Online home rental services are services in which vendors provide an online platform to landlords to feature their properties in order to appeal and reach out to a large number of tenants. The online home rental services market is comparatively new that has grown quickly in the last five years. Companies operating in the market use websites to provide tenants with listings for apartments. Renters can view images of properties, search by budget, amenities, and neighborhoods, and contact landowners and agents through such websites. The companies generate revenues by charging landlords and brokers for listing their properties, promoting listings, and including advertisements on their websites.  

Rise in demand for rented homes in metropolitan cities is responsible for significant growth of the in the online home rental services market. There has been a surge in the population of metropolitan cities across the globe due to migration, as sources of economic growth are primarily concentrated in cities.
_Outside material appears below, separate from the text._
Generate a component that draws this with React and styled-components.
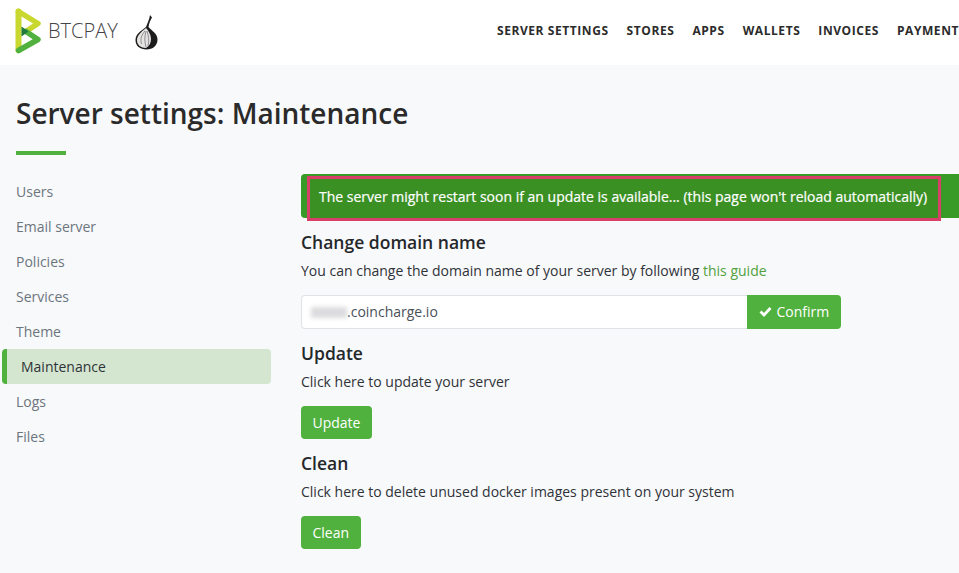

Growing number of migrants to metropolitan cities is stimulating the demand for rented apartments. During the period, 2015 to 2017, numerous metropolitan cities across the world observed a rise of 6%-8% in the migrant population. Such upsurge in the number of people relocating to different cities has increased the demand for rental apartments, thereby boosting the growth of the online home rental services market. Furthermore, increasing government initiatives to improve residential development activities and enhance transparency in real-estate investment are expected to contribute significantly to the growth of the market. Moreover, advent and popularization of e-commerce in emerging economies are expected to propel the online home rental services market during the forecast period. However, variations in government regulations for renting properties in different regions are expected to limit the market growth during the forecast period. Furthermore, lack of affordable rental services is anticipated to hamper the online home rental services market in the near future. Nevertheless,  emergence of new technologies is expected to offer lucrative opportunities to the vendors operating in the market.
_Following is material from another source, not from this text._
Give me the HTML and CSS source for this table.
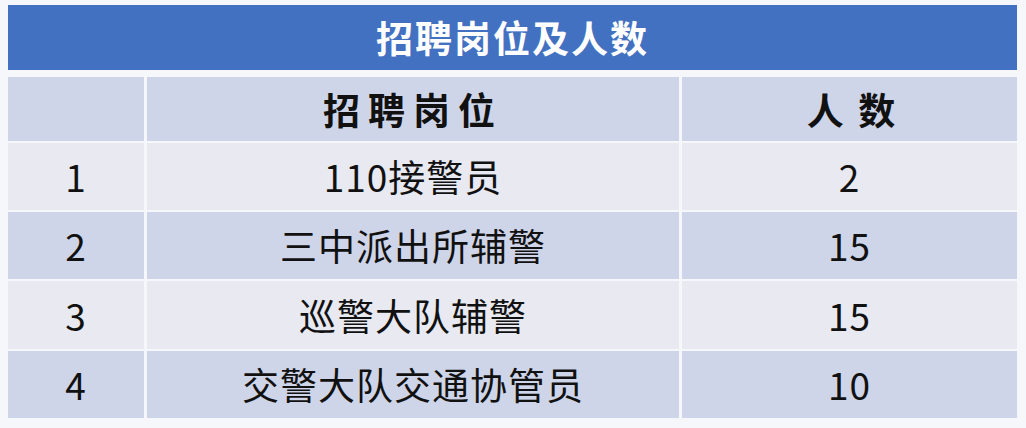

The global online home rental services market can be segmented based on deployment type, end-user, type, and region. Based on deployment type, the market can be categorized into cloud and on premise. In terms of type, the online home rental services market can be divided into flats, semi-detached houses, and detached houses. Based on end-user, the market can be classified into commercial and residential. With the advent of startup companies, demand for online rental services in the commercial sector has increased significantly. In terms of region, the global online home rental services market can be segmented into North America, Asia Pacific, Middle East & Africa, Europe, and South America. The online home rental services market in countries, such as, the U.K. and the U.S. is anticipated to grow rapidly during the forecast period due to rise in adoption of cloud-based solutions in these regions.

Online home rental services has low-penetration in emerging markets, such as, China, Brazil, and India due to low adoption of online services in these countries. However, increasing price of properties and need for rental houses are driving various equity firms and companies to capitalize in the online home rental services market. For instance, venture capitalists, such as, Tencent and Sequoia are investing significantly into China's rental space. In January 2018, Ziroom raised funds worth US$ 570 Mn, led by Warburg Pincus, Sequoia, and Tencent.

Key players operating in the global online home rental services market include HouseMe, Nestaway, Commonfloor, Service Star Realty, QuikrHomes, Airbnb, CoStar Realty Information, Lodgis, Upad, Onerent, Portiqo, Ziroom, Zumper, Invitation Homes Inc., CiiRUS, SQUAREPLUMS, and Zillow. These players are adopting strategies, such as, partnerships, R&D investments, acquisitions, product innovation, etc. in order to remain competitive in the market. For instance, in 2017, Alibaba entered China’s housing rental market by signing an agreement with the Zhejiang provincial government to make online systems for house rental.